Pages as source code:
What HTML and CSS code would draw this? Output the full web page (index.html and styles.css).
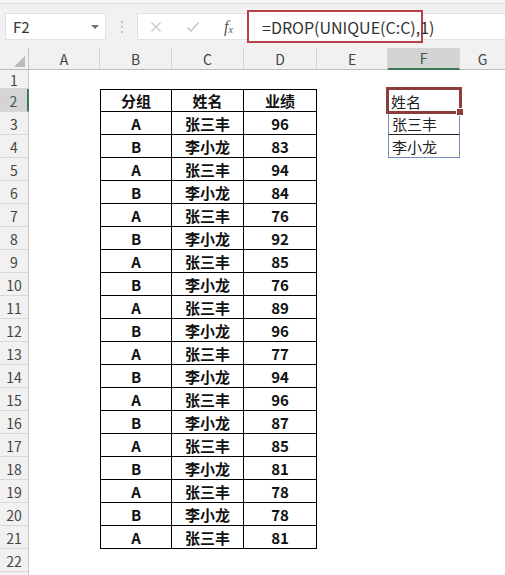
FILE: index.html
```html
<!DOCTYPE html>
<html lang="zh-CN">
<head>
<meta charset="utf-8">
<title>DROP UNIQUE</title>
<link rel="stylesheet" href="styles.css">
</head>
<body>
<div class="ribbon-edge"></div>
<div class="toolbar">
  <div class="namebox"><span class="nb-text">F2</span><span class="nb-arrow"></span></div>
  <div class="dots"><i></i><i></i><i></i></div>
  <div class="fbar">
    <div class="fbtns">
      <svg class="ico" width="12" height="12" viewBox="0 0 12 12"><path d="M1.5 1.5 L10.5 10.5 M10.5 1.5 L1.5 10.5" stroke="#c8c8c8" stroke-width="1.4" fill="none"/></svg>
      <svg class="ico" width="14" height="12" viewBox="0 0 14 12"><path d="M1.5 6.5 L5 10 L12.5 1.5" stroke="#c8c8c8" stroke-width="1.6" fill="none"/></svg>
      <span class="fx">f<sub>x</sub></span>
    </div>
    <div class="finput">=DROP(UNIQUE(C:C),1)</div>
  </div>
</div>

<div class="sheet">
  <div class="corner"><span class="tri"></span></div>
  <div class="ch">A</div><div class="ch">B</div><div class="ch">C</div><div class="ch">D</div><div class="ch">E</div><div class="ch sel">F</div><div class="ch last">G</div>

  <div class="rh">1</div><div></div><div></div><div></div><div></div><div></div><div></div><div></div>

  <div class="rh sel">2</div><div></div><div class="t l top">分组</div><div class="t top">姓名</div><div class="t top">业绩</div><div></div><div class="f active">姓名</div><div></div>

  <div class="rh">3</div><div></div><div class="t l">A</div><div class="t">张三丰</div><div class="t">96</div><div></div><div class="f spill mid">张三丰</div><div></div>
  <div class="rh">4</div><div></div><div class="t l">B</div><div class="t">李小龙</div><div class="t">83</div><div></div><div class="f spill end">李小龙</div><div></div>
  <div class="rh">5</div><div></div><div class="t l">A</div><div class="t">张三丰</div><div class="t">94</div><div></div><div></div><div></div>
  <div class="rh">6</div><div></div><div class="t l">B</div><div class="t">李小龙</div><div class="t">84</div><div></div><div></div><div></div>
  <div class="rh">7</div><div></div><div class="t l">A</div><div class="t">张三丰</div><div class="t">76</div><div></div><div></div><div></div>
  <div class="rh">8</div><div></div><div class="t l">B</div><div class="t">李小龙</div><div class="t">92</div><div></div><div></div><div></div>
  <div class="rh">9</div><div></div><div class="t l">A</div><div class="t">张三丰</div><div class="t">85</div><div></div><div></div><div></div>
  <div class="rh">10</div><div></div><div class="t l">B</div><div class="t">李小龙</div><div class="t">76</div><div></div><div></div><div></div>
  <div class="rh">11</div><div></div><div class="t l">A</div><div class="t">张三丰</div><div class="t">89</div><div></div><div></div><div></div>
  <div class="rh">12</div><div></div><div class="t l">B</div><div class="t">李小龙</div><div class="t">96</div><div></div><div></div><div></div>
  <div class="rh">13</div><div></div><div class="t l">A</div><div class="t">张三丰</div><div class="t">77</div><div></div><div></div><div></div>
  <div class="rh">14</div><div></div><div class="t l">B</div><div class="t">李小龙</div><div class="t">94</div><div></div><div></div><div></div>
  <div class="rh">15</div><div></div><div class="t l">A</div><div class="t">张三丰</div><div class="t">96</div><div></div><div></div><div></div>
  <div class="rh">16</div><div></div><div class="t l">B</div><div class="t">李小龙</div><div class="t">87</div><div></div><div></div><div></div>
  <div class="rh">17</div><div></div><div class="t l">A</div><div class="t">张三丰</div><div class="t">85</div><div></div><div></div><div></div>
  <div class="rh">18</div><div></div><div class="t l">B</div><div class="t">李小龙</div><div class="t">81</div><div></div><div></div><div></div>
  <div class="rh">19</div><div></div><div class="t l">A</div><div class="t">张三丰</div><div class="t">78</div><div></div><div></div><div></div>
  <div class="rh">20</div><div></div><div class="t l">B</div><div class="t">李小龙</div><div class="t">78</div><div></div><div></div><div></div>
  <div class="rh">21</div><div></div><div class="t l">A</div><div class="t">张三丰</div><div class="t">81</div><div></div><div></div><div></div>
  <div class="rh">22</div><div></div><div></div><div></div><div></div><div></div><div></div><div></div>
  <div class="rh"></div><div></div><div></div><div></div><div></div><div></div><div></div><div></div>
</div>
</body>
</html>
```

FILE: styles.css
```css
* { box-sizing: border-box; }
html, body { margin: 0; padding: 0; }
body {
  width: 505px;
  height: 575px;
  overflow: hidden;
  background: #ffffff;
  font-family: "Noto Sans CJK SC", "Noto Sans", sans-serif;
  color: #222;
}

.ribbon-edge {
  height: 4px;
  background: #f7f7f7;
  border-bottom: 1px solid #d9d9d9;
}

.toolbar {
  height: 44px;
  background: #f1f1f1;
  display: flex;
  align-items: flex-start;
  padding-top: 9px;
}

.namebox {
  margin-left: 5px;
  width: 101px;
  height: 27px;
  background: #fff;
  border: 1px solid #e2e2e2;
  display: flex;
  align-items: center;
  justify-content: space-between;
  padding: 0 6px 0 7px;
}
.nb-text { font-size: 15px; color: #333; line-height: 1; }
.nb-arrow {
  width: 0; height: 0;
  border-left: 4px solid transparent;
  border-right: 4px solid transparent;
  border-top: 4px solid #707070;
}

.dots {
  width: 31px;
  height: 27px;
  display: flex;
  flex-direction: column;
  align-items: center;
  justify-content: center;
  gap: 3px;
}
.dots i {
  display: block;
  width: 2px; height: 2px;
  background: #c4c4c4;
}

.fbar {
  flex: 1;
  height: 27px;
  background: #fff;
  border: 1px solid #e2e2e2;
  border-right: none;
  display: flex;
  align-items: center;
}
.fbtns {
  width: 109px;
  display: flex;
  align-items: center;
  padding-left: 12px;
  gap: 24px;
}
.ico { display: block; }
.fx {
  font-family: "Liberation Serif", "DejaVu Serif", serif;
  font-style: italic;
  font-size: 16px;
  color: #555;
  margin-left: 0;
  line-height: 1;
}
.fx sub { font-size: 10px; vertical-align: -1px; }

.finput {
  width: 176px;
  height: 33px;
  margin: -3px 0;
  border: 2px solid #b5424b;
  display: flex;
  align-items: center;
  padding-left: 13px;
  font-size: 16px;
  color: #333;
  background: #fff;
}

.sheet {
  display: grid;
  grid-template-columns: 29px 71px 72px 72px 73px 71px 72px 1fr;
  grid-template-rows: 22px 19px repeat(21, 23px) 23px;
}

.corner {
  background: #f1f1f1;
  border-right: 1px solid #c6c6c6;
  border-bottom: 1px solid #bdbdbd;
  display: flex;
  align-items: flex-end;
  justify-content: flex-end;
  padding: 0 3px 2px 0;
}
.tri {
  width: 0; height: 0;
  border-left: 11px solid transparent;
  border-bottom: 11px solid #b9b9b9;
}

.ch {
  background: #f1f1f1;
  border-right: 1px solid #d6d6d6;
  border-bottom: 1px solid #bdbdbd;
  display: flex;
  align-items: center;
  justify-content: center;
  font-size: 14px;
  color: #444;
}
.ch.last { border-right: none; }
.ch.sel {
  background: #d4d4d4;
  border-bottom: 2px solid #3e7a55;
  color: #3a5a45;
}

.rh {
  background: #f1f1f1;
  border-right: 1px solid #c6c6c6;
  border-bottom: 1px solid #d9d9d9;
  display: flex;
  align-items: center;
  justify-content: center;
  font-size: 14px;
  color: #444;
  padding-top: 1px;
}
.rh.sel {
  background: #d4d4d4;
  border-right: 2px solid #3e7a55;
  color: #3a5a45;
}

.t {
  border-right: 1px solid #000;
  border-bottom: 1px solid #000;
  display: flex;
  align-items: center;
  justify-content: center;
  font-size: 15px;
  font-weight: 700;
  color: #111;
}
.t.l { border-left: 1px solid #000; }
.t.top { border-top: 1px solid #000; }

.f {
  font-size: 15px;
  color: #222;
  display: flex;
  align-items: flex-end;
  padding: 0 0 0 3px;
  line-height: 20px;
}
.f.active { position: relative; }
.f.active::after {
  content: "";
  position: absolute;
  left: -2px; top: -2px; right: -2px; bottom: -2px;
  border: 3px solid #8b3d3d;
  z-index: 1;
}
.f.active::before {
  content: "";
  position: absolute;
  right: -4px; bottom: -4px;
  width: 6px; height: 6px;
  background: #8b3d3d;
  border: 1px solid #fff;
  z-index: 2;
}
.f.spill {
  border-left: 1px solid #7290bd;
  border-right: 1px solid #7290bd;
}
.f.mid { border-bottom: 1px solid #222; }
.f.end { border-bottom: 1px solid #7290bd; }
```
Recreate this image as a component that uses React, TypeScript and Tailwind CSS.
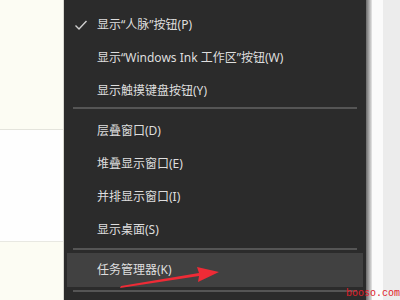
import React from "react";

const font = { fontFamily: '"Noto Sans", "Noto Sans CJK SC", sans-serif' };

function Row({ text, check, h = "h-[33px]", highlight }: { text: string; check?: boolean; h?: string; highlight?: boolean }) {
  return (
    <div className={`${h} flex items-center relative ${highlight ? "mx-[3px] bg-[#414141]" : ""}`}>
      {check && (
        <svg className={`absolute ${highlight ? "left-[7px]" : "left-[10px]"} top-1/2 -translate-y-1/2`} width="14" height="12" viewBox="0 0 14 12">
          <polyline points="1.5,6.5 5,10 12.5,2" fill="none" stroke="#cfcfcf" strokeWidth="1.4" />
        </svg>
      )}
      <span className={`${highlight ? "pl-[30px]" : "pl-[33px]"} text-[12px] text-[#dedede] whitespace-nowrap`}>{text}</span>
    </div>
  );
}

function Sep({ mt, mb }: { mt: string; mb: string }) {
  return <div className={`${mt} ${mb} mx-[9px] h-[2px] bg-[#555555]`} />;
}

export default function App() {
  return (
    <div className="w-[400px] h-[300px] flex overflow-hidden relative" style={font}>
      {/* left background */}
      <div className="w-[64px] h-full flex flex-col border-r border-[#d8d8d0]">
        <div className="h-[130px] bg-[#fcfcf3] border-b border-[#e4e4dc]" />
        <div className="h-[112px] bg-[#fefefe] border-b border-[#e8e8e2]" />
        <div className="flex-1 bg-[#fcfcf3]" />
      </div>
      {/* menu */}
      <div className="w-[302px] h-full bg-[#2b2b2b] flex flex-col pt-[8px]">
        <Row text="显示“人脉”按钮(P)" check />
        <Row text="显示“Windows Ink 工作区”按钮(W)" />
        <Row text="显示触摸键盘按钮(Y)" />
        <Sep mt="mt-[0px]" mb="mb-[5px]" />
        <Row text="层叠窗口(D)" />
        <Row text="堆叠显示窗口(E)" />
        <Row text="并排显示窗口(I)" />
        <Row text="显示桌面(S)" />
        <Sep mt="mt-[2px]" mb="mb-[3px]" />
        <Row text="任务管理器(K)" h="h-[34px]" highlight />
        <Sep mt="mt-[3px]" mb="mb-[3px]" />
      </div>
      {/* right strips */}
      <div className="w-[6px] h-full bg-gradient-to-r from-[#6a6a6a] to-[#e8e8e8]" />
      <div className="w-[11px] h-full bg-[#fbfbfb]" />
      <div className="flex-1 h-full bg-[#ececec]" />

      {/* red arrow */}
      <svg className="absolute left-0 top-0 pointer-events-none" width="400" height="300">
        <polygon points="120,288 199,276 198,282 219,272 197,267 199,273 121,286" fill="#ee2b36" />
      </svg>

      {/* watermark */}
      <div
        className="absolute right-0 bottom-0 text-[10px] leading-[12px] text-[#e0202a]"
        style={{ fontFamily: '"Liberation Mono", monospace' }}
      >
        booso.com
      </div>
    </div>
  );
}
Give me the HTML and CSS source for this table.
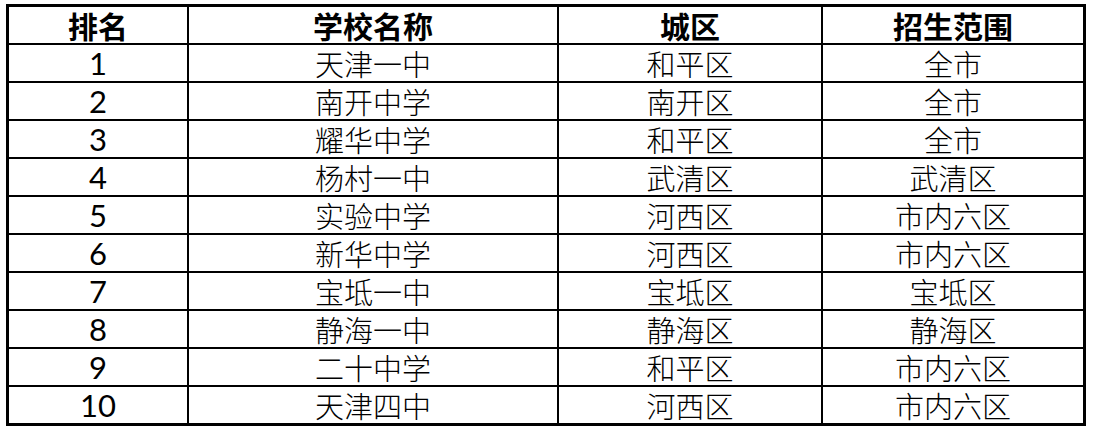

▸ **Objective**
Copy each line above that contains the word "this".

▸ **Finished exercise**
What HTML and CSS code would draw this? Output the full web page (index.html and styles.css).
Recreate this image as a component that uses React, TypeScript and Tailwind CSS.
Give me the HTML and CSS source for this table.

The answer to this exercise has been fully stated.